# [Task directions]
Look through the material below. Copy each line that contains the string "this".

Lines of data:
'''
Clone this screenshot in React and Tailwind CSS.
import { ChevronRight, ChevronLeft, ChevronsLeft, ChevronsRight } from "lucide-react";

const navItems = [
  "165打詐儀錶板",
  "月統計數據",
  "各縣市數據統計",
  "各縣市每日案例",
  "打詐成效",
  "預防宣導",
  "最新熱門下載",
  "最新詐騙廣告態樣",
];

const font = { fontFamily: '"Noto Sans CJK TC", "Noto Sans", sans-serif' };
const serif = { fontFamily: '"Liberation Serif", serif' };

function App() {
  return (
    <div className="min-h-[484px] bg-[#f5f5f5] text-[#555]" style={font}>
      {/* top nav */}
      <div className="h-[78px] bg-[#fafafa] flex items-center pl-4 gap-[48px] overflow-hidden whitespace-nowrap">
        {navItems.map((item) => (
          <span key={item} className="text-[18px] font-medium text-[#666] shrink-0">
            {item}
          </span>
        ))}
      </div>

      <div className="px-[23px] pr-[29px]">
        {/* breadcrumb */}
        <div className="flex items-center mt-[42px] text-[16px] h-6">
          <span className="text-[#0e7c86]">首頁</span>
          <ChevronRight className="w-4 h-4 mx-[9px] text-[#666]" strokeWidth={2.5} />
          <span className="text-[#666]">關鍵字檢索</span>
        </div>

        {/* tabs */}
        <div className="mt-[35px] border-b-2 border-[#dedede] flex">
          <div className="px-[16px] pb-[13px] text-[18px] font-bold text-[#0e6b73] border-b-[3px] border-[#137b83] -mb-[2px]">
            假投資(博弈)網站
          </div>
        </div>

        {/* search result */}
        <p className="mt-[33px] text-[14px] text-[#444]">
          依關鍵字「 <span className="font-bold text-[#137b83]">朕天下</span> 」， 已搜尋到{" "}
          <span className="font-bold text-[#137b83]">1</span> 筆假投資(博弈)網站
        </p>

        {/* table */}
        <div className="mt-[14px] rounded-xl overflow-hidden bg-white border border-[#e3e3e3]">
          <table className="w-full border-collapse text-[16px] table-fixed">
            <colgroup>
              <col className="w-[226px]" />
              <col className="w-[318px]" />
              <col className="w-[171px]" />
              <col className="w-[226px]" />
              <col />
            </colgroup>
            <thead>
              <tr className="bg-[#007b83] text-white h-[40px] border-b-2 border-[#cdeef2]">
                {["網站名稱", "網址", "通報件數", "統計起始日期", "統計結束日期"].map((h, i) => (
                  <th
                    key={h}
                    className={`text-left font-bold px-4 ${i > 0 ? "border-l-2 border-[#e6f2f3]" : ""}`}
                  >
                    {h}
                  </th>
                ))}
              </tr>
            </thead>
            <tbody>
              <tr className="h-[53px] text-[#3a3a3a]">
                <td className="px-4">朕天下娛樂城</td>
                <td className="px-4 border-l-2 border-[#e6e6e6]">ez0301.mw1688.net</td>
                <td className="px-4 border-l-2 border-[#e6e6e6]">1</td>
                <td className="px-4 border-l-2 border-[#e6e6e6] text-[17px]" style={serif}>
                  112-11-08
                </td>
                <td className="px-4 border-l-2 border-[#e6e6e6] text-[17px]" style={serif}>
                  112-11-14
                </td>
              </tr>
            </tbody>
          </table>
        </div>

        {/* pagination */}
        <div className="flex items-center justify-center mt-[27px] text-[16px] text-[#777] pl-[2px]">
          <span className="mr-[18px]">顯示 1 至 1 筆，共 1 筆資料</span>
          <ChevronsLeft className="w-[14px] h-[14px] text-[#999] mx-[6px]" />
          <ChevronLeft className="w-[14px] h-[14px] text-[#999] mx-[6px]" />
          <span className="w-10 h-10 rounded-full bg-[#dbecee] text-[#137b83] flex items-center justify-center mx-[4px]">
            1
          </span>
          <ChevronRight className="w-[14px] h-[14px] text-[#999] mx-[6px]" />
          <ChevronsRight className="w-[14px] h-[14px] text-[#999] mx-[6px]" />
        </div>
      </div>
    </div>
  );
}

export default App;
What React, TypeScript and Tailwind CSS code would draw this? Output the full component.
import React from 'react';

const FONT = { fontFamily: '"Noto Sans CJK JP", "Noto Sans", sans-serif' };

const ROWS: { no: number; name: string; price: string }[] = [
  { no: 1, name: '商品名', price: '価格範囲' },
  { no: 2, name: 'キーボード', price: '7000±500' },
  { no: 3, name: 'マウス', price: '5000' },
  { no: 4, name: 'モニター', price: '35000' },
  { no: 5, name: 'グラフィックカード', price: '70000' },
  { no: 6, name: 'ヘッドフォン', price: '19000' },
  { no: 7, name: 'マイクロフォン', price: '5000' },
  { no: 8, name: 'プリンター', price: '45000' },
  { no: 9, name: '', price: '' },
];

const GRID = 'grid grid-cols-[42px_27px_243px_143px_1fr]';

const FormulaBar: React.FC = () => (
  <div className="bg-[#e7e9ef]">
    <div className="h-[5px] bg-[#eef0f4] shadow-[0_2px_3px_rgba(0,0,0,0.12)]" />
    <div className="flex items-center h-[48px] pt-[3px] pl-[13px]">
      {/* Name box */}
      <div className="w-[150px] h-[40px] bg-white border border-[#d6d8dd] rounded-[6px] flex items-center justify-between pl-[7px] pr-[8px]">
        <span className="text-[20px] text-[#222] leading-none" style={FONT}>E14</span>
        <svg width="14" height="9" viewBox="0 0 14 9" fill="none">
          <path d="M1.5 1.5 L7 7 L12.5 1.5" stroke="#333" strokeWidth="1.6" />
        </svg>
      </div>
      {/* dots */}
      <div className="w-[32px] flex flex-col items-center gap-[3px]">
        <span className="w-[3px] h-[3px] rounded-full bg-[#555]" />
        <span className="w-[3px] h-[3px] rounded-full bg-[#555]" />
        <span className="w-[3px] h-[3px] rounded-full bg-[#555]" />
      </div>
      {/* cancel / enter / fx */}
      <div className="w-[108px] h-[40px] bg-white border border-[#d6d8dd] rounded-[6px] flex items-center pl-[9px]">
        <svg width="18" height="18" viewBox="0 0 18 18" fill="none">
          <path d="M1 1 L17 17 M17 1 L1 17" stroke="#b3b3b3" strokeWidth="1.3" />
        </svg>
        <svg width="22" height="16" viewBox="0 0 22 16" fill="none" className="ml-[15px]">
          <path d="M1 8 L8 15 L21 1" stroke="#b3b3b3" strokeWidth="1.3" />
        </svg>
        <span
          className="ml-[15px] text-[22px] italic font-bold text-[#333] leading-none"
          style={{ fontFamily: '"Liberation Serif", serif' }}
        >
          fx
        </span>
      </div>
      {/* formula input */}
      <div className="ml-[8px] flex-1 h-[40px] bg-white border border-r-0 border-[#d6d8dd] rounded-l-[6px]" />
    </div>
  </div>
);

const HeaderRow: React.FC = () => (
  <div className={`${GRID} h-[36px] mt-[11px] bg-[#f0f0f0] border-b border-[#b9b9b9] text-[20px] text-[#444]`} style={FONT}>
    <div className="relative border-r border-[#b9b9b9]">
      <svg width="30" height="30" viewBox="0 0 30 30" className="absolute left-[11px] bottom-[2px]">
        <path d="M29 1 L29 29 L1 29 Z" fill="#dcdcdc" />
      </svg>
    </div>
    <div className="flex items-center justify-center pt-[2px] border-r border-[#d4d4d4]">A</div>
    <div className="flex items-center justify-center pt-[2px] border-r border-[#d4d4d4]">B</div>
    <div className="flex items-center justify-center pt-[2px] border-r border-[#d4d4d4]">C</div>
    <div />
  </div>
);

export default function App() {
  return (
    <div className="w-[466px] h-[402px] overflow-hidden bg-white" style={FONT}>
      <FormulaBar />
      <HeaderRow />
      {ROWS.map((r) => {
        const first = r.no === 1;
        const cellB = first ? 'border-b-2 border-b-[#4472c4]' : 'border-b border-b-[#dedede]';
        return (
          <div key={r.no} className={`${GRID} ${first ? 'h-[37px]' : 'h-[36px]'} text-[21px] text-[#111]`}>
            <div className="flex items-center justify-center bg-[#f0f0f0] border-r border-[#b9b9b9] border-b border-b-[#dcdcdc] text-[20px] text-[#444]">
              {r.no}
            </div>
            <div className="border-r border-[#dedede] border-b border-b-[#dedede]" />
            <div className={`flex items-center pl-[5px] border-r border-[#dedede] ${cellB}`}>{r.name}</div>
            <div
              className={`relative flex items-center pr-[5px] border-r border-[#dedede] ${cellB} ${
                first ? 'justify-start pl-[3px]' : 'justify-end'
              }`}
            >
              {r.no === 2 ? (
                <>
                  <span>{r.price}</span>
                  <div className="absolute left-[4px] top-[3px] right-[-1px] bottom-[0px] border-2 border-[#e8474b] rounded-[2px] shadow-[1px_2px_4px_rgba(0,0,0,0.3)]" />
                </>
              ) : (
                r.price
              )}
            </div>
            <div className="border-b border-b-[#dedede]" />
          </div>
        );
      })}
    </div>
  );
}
'''
# [Finished task]
Clone this screenshot in React and Tailwind CSS.
What React, TypeScript and Tailwind CSS code would draw this? Output the full component.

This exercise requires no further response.